What needs to be done » Pictures within the data are to be left out; everything else must be reproduced exactly.

-- START Data shown --

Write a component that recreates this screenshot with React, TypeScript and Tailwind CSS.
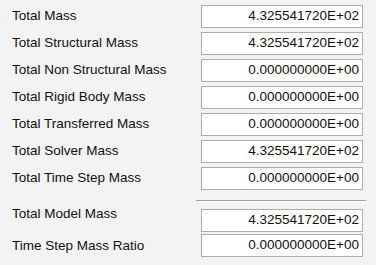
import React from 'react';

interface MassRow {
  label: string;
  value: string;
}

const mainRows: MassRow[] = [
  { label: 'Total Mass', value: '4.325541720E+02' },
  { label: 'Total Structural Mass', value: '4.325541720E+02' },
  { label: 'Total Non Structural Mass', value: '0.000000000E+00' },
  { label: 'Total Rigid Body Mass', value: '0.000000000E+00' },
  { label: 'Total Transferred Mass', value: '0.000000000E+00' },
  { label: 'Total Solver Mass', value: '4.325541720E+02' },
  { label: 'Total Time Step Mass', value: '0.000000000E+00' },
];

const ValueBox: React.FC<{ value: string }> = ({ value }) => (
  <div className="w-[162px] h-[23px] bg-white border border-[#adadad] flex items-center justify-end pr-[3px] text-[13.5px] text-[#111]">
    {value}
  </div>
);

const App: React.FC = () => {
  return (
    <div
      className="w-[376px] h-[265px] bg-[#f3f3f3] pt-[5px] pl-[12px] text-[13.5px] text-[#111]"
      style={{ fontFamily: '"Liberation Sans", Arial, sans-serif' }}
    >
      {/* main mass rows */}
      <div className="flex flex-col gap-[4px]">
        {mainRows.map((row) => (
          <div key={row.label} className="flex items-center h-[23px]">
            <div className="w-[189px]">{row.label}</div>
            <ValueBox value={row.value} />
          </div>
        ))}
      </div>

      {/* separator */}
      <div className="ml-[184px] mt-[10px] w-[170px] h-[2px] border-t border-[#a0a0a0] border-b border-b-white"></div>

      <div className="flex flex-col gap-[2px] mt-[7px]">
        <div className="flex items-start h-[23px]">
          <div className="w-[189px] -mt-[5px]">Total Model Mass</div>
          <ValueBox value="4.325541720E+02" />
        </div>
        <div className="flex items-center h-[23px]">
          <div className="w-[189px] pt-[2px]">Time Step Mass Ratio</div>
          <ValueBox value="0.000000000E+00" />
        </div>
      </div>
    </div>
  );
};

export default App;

-- END Data shown --

Expected output »
Write a component that recreates this screenshot with React, TypeScript and Tailwind CSS.
import React from 'react';

interface MassRow {
  label: string;
  value: string;
}

const mainRows: MassRow[] = [
  { label: 'Total Mass', value: '4.325541720E+02' },
  { label: 'Total Structural Mass', value: '4.325541720E+02' },
  { label: 'Total Non Structural Mass', value: '0.000000000E+00' },
  { label: 'Total Rigid Body Mass', value: '0.000000000E+00' },
  { label: 'Total Transferred Mass', value: '0.000000000E+00' },
  { label: 'Total Solver Mass', value: '4.325541720E+02' },
  { label: 'Total Time Step Mass', value: '0.000000000E+00' },
];

const ValueBox: React.FC<{ value: string }> = ({ value }) => (
  <div className="w-[162px] h-[23px] bg-white border border-[#adadad] flex items-center justify-end pr-[3px] text-[13.5px] text-[#111]">
    {value}
  </div>
);

const App: React.FC = () => {
  return (
    <div
      className="w-[376px] h-[265px] bg-[#f3f3f3] pt-[5px] pl-[12px] text-[13.5px] text-[#111]"
      style={{ fontFamily: '"Liberation Sans", Arial, sans-serif' }}
    >
      {/* main mass rows */}
      <div className="flex flex-col gap-[4px]">
        {mainRows.map((row) => (
          <div key={row.label} className="flex items-center h-[23px]">
            <div className="w-[189px]">{row.label}</div>
            <ValueBox value={row.value} />
          </div>
        ))}
      </div>

      {/* separator */}
      <div className="ml-[184px] mt-[10px] w-[170px] h-[2px] border-t border-[#a0a0a0] border-b border-b-white"></div>

      <div className="flex flex-col gap-[2px] mt-[7px]">
        <div className="flex items-start h-[23px]">
          <div className="w-[189px] -mt-[5px]">Total Model Mass</div>
          <ValueBox value="4.325541720E+02" />
        </div>
        <div className="flex items-center h-[23px]">
          <div className="w-[189px] pt-[2px]">Time Step Mass Ratio</div>
          <ValueBox value="0.000000000E+00" />
        </div>
      </div>
    </div>
  );
};

export default App;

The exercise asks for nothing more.